しかし「外国株式」、特に「米国株式」は、どの暴落でも時間が解決してきました。長期に渡って投資を継続すれば利益を上げられる可能性が極めて高いのです。

「インデックス」と「アクティブ」

「先進国株式」を選ぶにしても、投資信託には「インデックス」と「アクティブ」の2種類があります。

「インデックスファンド」はなんらかの株価指数に連動する投資信託のことをいいます。「先進国株式」の場合は「MSCIコクサイ」という指数をベンチマークしている商品が多いです。また「インデックスファンド」は市場平均をとりに行く商品で、手数料が安いという特徴があります。

一方「アクティブファンド」は市場平均以上の目指す投資信託といえます。ファンドマネージャーの手間がかかるため、手数料が「インデックス」と比較して、どうしても高くなってしまいます。また統計的には、8割方の「アクティブファンド」が「インデックス」にパフォーマンスで負けているということです。

以上の理由から「アクティブファンド」よりも「インデックスファンド」を選択すべきと考えます。

商品選びのポイント

「先進国株式」の中身を見ると、今現在は「米国」が約7割を占めています。「MSCIコクサイ」は「時価総額加重平均」ですので、大きい会社は多く組み入れ、小さい会社は少なく組み入れるという方式で価額が決まります。つまり時世に合わせて自動で銘柄を組み替えていくので、バランスのとれた比率が維持されています。

「企業型DC」の商品選びのポイントをまとめると以下のとおりとなります。

  • 「外国株式(先進国株式)」をえらぶ
  • 「インデックス型」をえらぶ
  • 「手数料が安い」商品を選ぶ(信託報酬0.3%以下)
  • 「購入時手数料」「信託財産収保額」がないものを選ぶ

まともな商品がない場合

「企業型DC」の商品ラインナップの良し悪しは、会社が契約する金融機関次第といっていいでしょう。

自分の会社の「企業型DC」にまともな商品がないというケースが多々あります。例えば「インデックス型」には手数料の高いものしかなかったり、「アクティブ型」しかなかったりする場合です。この場合はそれを買うしかないと考えます。

同じ「インデックス型」で手数料が高い場合は、その手数料の差がリターンの差となります。そのリターンの差には目をつむり、手数料が高めの「インデックス型」を買うのがいいでしょう。「外国株式」なので相応の利益は手元に残ります。

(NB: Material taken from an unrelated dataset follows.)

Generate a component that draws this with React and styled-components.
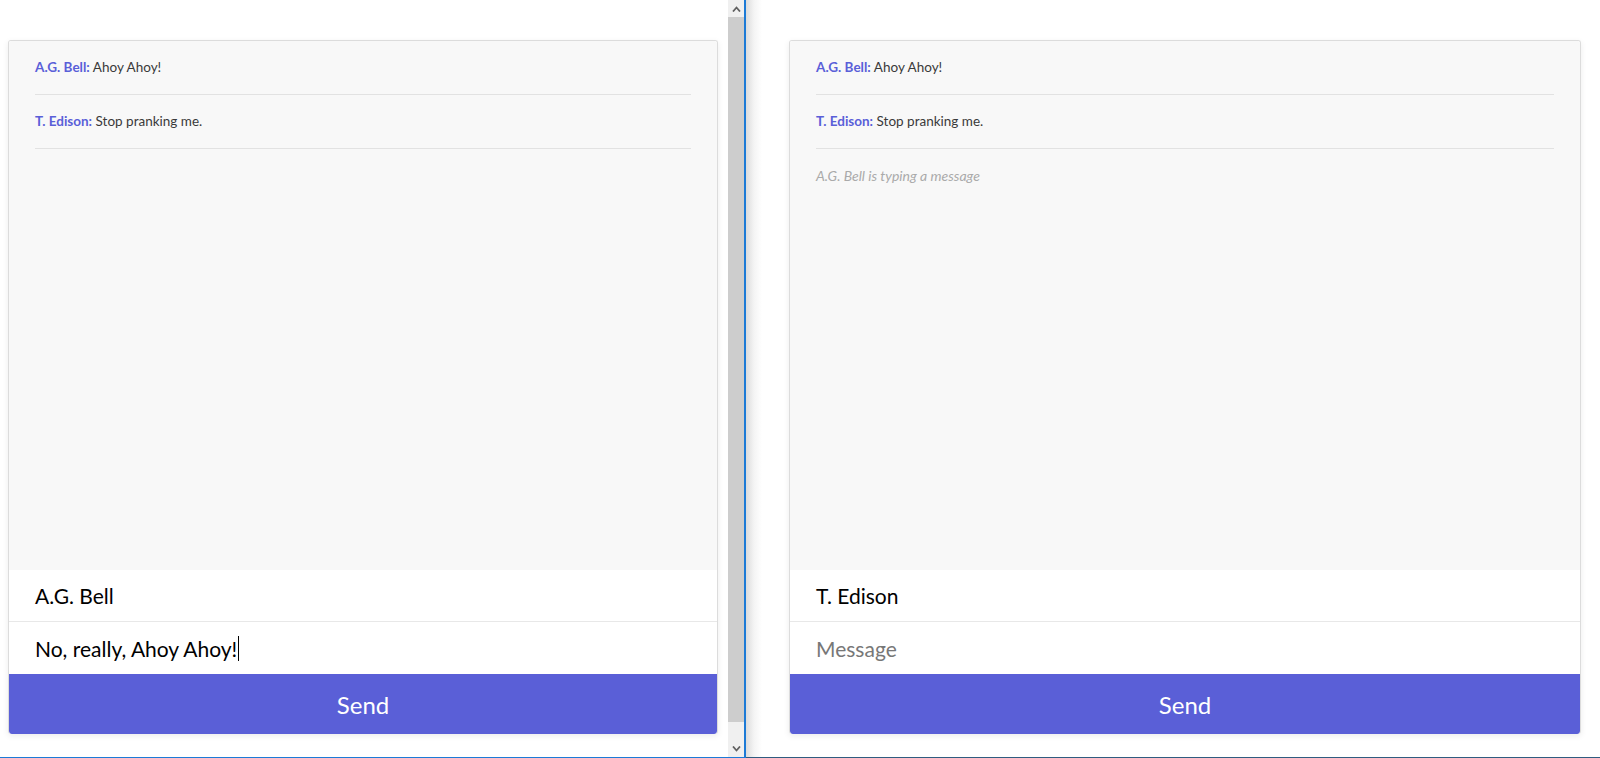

一方「アクティブ型」しかない場合は「アクティブ型」を買います。複数の「アクティブ型」がある場合は、過去のパフォーマンスを比較して実績の高いものを選ぶようにして下さい。

[アクティブ型」の中には「インデックス型」を上回る商品もあれば、下回るものもあります。仮に選んだ商品が「インデックス型」を下回るパフォーマンスであってもその商品を選択しましょう。

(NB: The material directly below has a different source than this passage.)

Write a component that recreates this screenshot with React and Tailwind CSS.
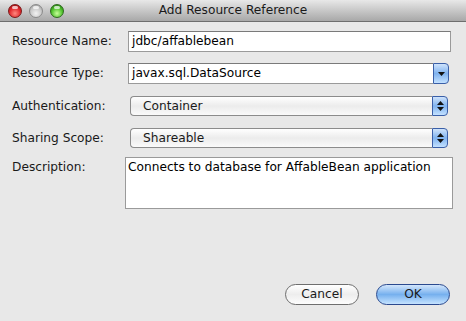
import React from 'react'

const font = { fontFamily: '"DejaVu Sans", "Liberation Sans", sans-serif' }

const TrafficLight = ({ color }) => {
  const styles = {
    red: 'bg-[radial-gradient(circle_at_50%_70%,#ff8a80_0%,#e0262a_55%,#8a0b0e_100%)] border-[#7a1a1a]',
    gray: 'bg-[radial-gradient(circle_at_50%_70%,#f2f2f2_0%,#c8c8c8_55%,#8f8f8f_100%)] border-[#8a8a8a]',
    green: 'bg-[radial-gradient(circle_at_50%_70%,#c8ff9a_0%,#4cbf2a_55%,#1f6a10_100%)] border-[#2f6a1e]',
  }
  return (
    <div className={`relative w-[14px] h-[14px] rounded-full border ${styles[color]}`}>
      <div className="absolute left-[3px] top-[1px] w-[6px] h-[3px] rounded-full bg-white/70" />
    </div>
  )
}

const Label = ({ children, top }) => (
  <div className={`w-[116px] shrink-0 text-[12.2px] text-[#1a1a1a] ${top ? 'self-start pt-[1px]' : ''}`}>
    {children}
  </div>
)

const AquaArrow = ({ double }) => (
  <div className="w-[16px] h-full rounded-r-[4px] border border-[#3a5fa8] bg-gradient-to-b from-[#cfe3fb] via-[#7fb2ef] to-[#c3e1ff] flex flex-col items-center justify-center gap-[2px]">
    {double && (
      <svg width="7" height="4" viewBox="0 0 7 4">
        <path d="M3.5 0 L7 4 L0 4 Z" fill="#111" />
      </svg>
    )}
    <svg width="7" height="4" viewBox="0 0 7 4">
      <path d="M0 0 L7 0 L3.5 4 Z" fill="#111" />
    </svg>
  </div>
)

const PopupButton = ({ value }) => (
  <div className="ml-[2px] w-[318px] h-[20px] flex">
    <div className="flex-1 h-full rounded-l-[4px] border border-r-0 border-[#8c8c8c] bg-gradient-to-b from-[#ffffff] via-[#ececec] to-[#fafafa] flex items-center pl-[12px] text-[12.2px] text-[#1a1a1a]">
      {value}
    </div>
    <AquaArrow double />
  </div>
)

const App = () => {
  return (
    <div className="w-[466px] h-[321px] bg-[#e8e8e8] flex flex-col overflow-hidden" style={font}>
      {/* Title bar */}
      <div className="relative h-[22px] shrink-0 bg-gradient-to-b from-[#e8e8e8] to-[#a8a8a8] border-b border-[#6e6e6e] flex items-center">
        <div className="flex items-center gap-[7px] pl-[8px]">
          <TrafficLight color="red" />
          <TrafficLight color="gray" />
          <TrafficLight color="green" />
        </div>
        <div className="absolute inset-0 flex items-center justify-center text-[12.2px] text-[#1a1a1a]">
          Add Resource Reference
        </div>
      </div>

      {/* Form */}
      <div className="flex flex-col pl-[12px] pt-[9px]">
        <div className="flex items-center h-[21px]">
          <Label>Resource Name:</Label>
          <div className="w-[323px] h-[21px] bg-white border border-[#9a9a9a] border-t-[#7a7a7a] flex items-center pl-[3px] text-[12.2px] text-black">
            jdbc/affablebean
          </div>
        </div>

        <div className="flex items-center h-[21px] mt-[11px]">
          <Label>Resource Type:</Label>
          <div className="w-[321px] h-[21px] flex">
            <div className="flex-1 bg-white border border-r-0 border-[#9a9a9a] border-t-[#7a7a7a] flex items-center pl-[3px] text-[12.2px] text-black">
              javax.sql.DataSource
            </div>
            <AquaArrow />
          </div>
        </div>

        <div className="flex items-center h-[20px] mt-[12px]">
          <Label>Authentication:</Label>
          <PopupButton value="Container" />
        </div>

        <div className="flex items-center h-[20px] mt-[12px]">
          <Label>Sharing Scope:</Label>
          <PopupButton value="Shareable" />
        </div>

        <div className="flex mt-[9px]">
          <Label top>Description:</Label>
          <div className="-ml-[3px] w-[328px] h-[52px] bg-white border border-[#9a9a9a] px-[2px] pt-[1px] text-[12.2px] text-black leading-[17px] whitespace-nowrap">
            Connects to database for AffableBean application
          </div>
        </div>
      </div>

      {/* Buttons */}
      <div className="mt-auto flex justify-end gap-[17px] pr-[16px] pb-[16px]">
        <button className="w-[74px] h-[21px] rounded-full border border-[#6e6e6e] bg-gradient-to-b from-[#ffffff] via-[#ededed] to-[#fdfdfd] text-[12.2px] text-[#1a1a1a] leading-none">
          Cancel
        </button>
        <button className="w-[74px] h-[21px] rounded-full border border-[#2b4a8f] bg-gradient-to-b from-[#d3e6fb] via-[#76b0ee] to-[#c5e3ff] text-[12.2px] text-[#1a1a1a] leading-none">
          OK
        </button>
      </div>
    </div>
  )
}

export default App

「外国株式」を選択しているので相応のリターンになるはずです。「定期預金」を買ってほとんどリターンがないことを考えれば、断然「アクティブ型」の「外国株式」を買った方がいいです。

まとめ

「企業型DC」は適切な商品を選択すれば、将来自分が受け取るお金が格段に増えてきます。その適切な商品は「株式100%の外国株式」です。

もし「定期預金」などを選んでしまうと、「物価上昇」のパーセントに負けて、実質価値が目減りする可能性もあります。安全策を取ったつもりが、インフレで逆にお金を失うことになるのです。

とにもかくにも「企業型DC」では「元本確保型」を脱却して、「株式100%の外国株」で積極的に資産形成をすることをお勧めします。

投資は経験しないと身に付きません。水泳の本を読んでも、水に入らなければ泳げないのと一緒です。水中でバタバタして少しずつ慣れて、ようやく自分なりの泳ぎ方が身に付きます。投資もそれと同じです。

若いみなさんには「企業型確定拠出年金」を通じて、積極投資の体験をして、自身の投資スキルを磨いていってもらいたいです。